A coincidência de olhares sobre o teatro, acredita Jorge Andrade, encontra-se na diluição da linha separadora entre realidade e ficção. “Na Mala Voadora também nos interessa explorar essa fronteira entre a verdade e o artifício e nalguns projectos usamos em cena materiais que fazem parte do nosso quotidiano – notícias de jornal do ano em causa, uma colecção de bibelots ou de selos, um bocado o lado de inventário que eles têm.” Na Mala Voadora, no entanto, a improvisação foi preterida há algum tempo em favor daquilo a que Jorge Andrade chama “uma discussão das ideias à mesa”.

Uma ligação ao nosso teatro
Para Mark Deputter, de facto, a influência dos FE junto do público e dos criadores portugueses é indesmentível. “É uma companhia que conseguiu conquistar um público em Lisboa, tal como aconteceu com outros artistas, como Meg Stuart ou Boris Charmatz.
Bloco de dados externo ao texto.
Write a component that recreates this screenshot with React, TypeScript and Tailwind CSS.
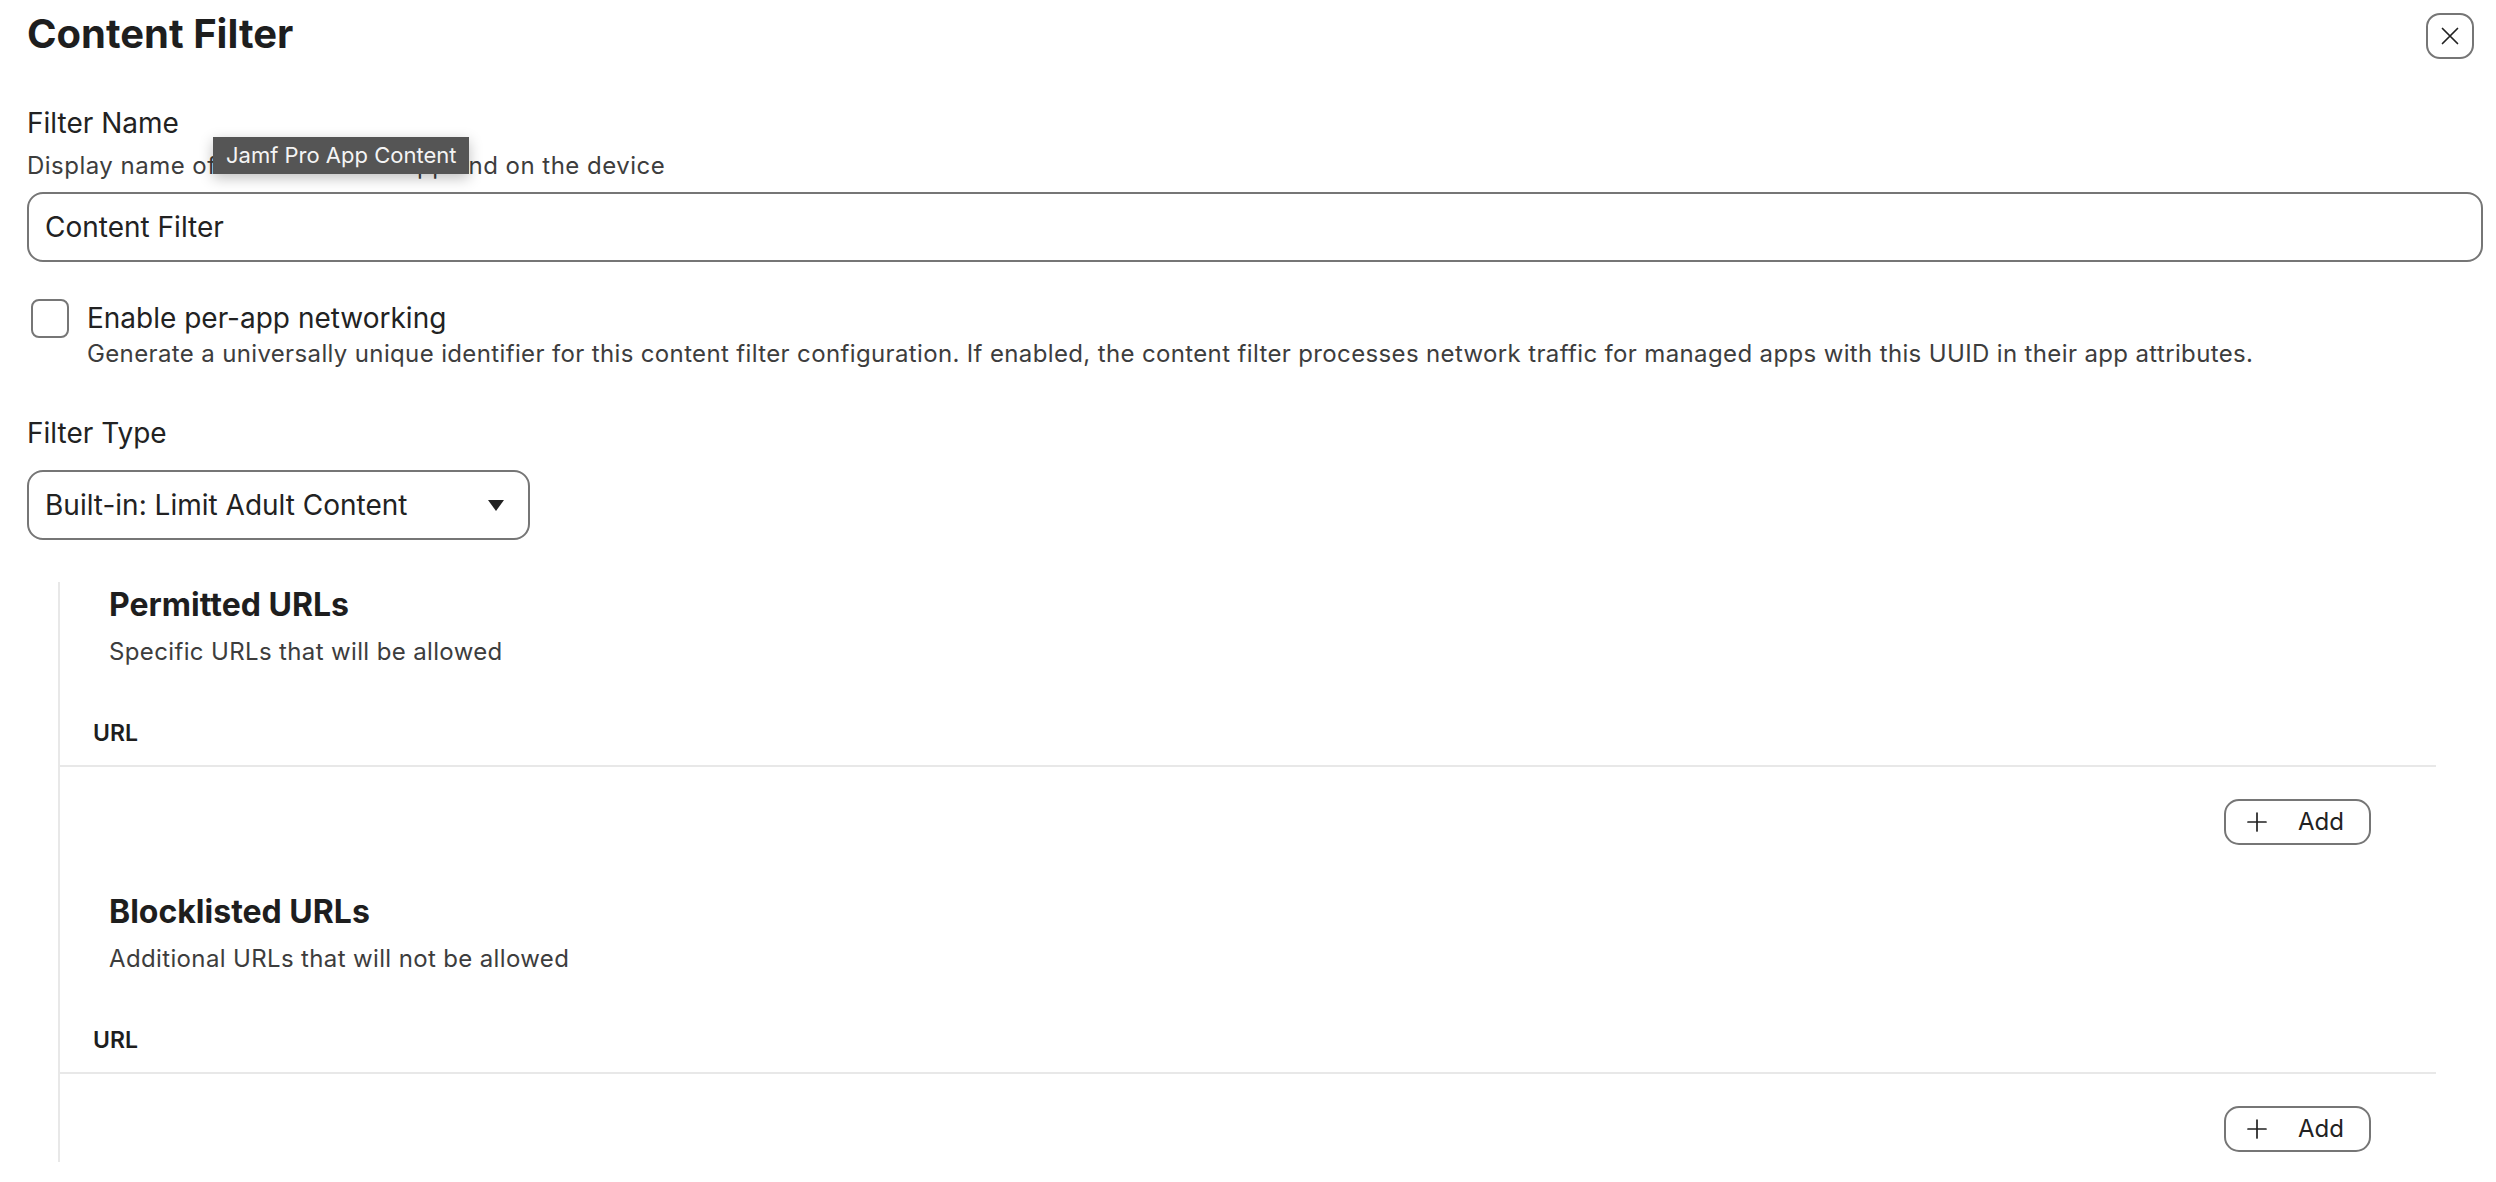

Essa é uma das coisas bonitas na programação – conseguir seguir-se a obra de um autor, apresentando o seu trabalho com regularidade.” Por isso, no caso da companhia de Sheffield, mesmo vinda de longe, Deputter considera que “aquilo que têm para partilhar com o público começa a fazer parte do nosso universo artístico de Lisboa”. E as ligações, traça-as não apenas com os performers de Quizoola Lisboa!, mas também, por exemplo, com Tiago Rodrigues – que em Berenice (2005) trabalhou, entre outros, com Cathy Naden. “Muito do nosso teatro contemporâneo tem essa ligação”, insiste Deputter, “mas não é uma característica de Lisboa, acho que o trabalho deles tem tido um impacto a nível europeu.”

O irresistível fascínio, para uma companhia que nunca levou a palco nem Pinter, nem Tchékhov, nem Shakespeare, parece assim ser o do permanente questionamento do lugar do teatro, das suas regras e dos seus limites, num palco habitado pelo falhanço, pela decadência, pelo caos e pelo humor. O teatro, agora parece óbvio, também pode ser isto.